A student takes an online course at home in Yuncheng, North China's Shanxi Province during the coronavirus outbreak. Photo: IC
More than 900,000 students in primary and secondary schools in Wuhan, epicenter of the novel coronavirus (COVID-19) outbreak, have begun taking remote classes through an online platform supported by Chinese live-streaming company Douyu.
More live-streaming and short video platforms have joined in to provide remote teaching services for Chinese students, with education experts saying the frenzy reflects Chinese internet companies' ambitions and their preparedness to fulfill social responsibility too.
Wuhan-based Douyu has been adding more than 3,000 live-streaming "rooms" daily on its online education section, with users' online traffic soaring seven times from early January, the People's Daily reported.
In order to reduce the impact of the coronavirus outbreak on students' studies, the Wuhan Education Bureau on February 10 established an online platform to provide 500 to 600 courses every morning. The platform's daily viewers hit 1 million and unique page views surpassed 10 million.
However, students and parents across China have been reporting problems including slow or lost internet connections and blurred images.
The Wuhan Education Bureau has noticed such issues and solved the problems with the help of Douyu. Its technical skills based on a large number of viewers can help solve loading problems on the bureau's education platform so that students can open the webpage in one second, local media reported.

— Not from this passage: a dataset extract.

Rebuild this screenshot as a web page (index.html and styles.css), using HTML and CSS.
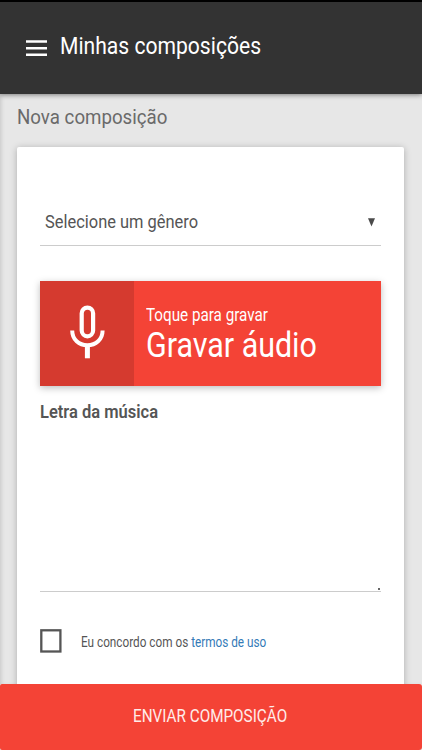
FILE: index.html
```html
<!DOCTYPE html>
<html lang="pt-BR">
<head>
<meta charset="utf-8">
<title>Minhas composições</title>
<link rel="stylesheet" href="styles.css">
</head>
<body>
<div class="app">
  <header class="topbar">
    <svg class="menu" width="21" height="17" viewBox="0 0 21 17" fill="#fff"><path d="M0 .3h21v2.400H0zM0 7.100h21v2.400H0zM0 13.600h21v2.400H0z"/></svg>
    <h1 class="title"><span class="t">Minhas composições</span></h1>
  </header>
  <main class="content">
    <h2 class="subtitle"><span class="t">Nova composição</span></h2>
    <section class="card">
      <div class="select"><span class="t">Selecione um gênero</span>
        <svg class="arrow" width="8" height="9" viewBox="0 0 8 9"><path d="M0 .3h7L3.500 8.600z" fill="#4a4a4a"/></svg>
      </div>
      <div class="record">
        <div class="mic">
          <svg width="36" height="54" viewBox="0 0 36 54" fill="none" stroke="#fff"><rect x="11.700" y="2.600" width="11.400" height="28.700" rx="5.700" stroke-width="4.200"/><path d="M2.200 25.500C2.200 34.500 9 40.300 17.400 40.300S32.600 34.500 32.600 25.500" stroke-width="4"/><path d="M17.400 40v13.300" stroke-width="5"/></svg>
        </div>
        <div class="record-text">
          <div class="hint"><span class="t">Toque para gravar</span></div>
          <div class="action"><span class="t">Gravar áudio</span></div>
        </div>
      </div>
      <div class="label"><span class="t">Letra da música</span></div>
      <div class="textarea"><i class="grip"></i></div>
      <div class="agree"><svg class="box" width="22" height="24" viewBox="0 0 22 24"><rect x="1.300" y="1.300" width="19.100" height="21.200" fill="none" stroke="#555" stroke-width="2.300"/></svg><span class="t">Eu concordo com os <a>termos de uso</a></span></div>
    </section>
  </main>
  <footer class="submit"><span class="t">ENVIAR COMPOSIÇÃO</span></footer>
</div>
</body>
</html>
```
FILE: styles.css
```css
* { box-sizing: border-box; }
body { margin: 0; font-family: Roboto, "Liberation Sans", sans-serif; color: #555; }
.app { width: 422px; height: 750px; display: flex; flex-direction: column; overflow: hidden; background: #e7e7e7; }
.t { display: inline-block; white-space: nowrap; transform-origin: 0 50%; }
h1, h2 { margin: 0; font-weight: 400; }
.topbar { flex: none; height: 94px; border-top: 2px solid #000; background: #333; display: flex; padding-left: 26px; box-shadow: 0 1px 5px rgba(0,0,0,.45); position: relative; z-index: 1; }
.menu { margin-top: 37.500px; flex: none; }
.title { margin: 29px 0 0 13px; font-size: 24px; line-height: 30px; color: #fff; }
.title .t { transform: scaleX(.879); }
.content { flex: 1; min-height: 0; padding: 0 18px 0 17px; box-shadow: inset 3px 0 4px -2px rgba(0,0,0,.15); }
.subtitle { margin-top: 8px; height: 30px; font-size: 20.500px; line-height: 30px; color: #6a6a6a; }
.subtitle .t { transform: scaleX(.912); }
.card { margin-top: 15px; height: 560px; background: #fff; border-radius: 2px; padding: 49px 23px 0; box-shadow: 0 1px 7px rgba(0,0,0,.26); }
.select { height: 50px; border-bottom: 1px solid #ccc; padding: 11px 5px 0; display: flex; justify-content: space-between; font-size: 19px; line-height: 30px; }
.select .t { transform: scaleX(.865); }
.arrow { margin-top: 11px; }
.record { margin-top: 34.500px; height: 105.500px; display: flex; background: #f44336; color: #fff; box-shadow: 0 2px 7px rgba(0,0,0,.26); }
.mic { width: 94px; background: #d53a2f; padding: 24.500px 0 0 30px; }
.record-text { padding: 19.500px 0 0 12px; }
.hint { height: 30px; font-size: 17.500px; line-height: 30px; }
.hint .t { transform: scaleX(.87); }
.action { height: 40px; margin-top: -4px; font-size: 35px; line-height: 40px; }
.action .t { transform: scaleX(.869); }
.label { margin-top: 11px; height: 30px; font-size: 18.500px; line-height: 30px; font-weight: 600; }
.label .t { transform: scaleX(.892); }
.textarea { height: 165px; border-bottom: 1px solid #ccc; display: flex; justify-content: flex-end; align-items: flex-end; padding: 0 1px 1px; }
.grip { width: 2px; height: 2px; background: #666; }
.agree { margin-top: 37px; display: flex; font-size: 14px; line-height: 26px; }
.agree .t { margin-left: 19px; transform: scaleX(.84); }
.agree a { color: #337ab7; }
.box { flex: none; }
.submit { flex: none; position: relative; z-index: 1; height: 66px; background: #f44336; border-radius: 2px 3px 3px 2px; color: #ffecea; padding: 17px 0 0 133px; font-size: 18px; line-height: 30px; }
.submit .t { transform: scaleX(.848); }
```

Live-streaming platforms such as Huya, Bilibili and short video platforms Douyin and Kuaishou have also provided online courses for users in recent days.
"It is necessary for these internet platforms to enter the educational sector at present, because they are good at providing broadband services with large servers … while traditional education services can provide good quality education," Liu Dingding, a Beijing-based independent industry analyst, told the Global Times on Thursday.
He noted Chinese internet companies have experience from "Double 11" shopping spree to deal with mass flows of viewers, hence the large number of student users amid the outbreak period has not posed difficulties for them.
Liu also said the live-streaming and short video platforms have long been eyeing the online education business and will maintain such operations after the virus is contained.
According to a report released by Douyin last September, the number of professional user-generated education videos surpassed 450,000 last June, and cultural and educational users grew 330 percent in six months. In 2019, 200 million short videos on Kuaishou were education-oriented, with daily views surpassing 2.2 billion.
A mother surnamed Sun in Beijing told the Global Times her 8-year-old daughter loves online learning and finds it novel, like playing a game.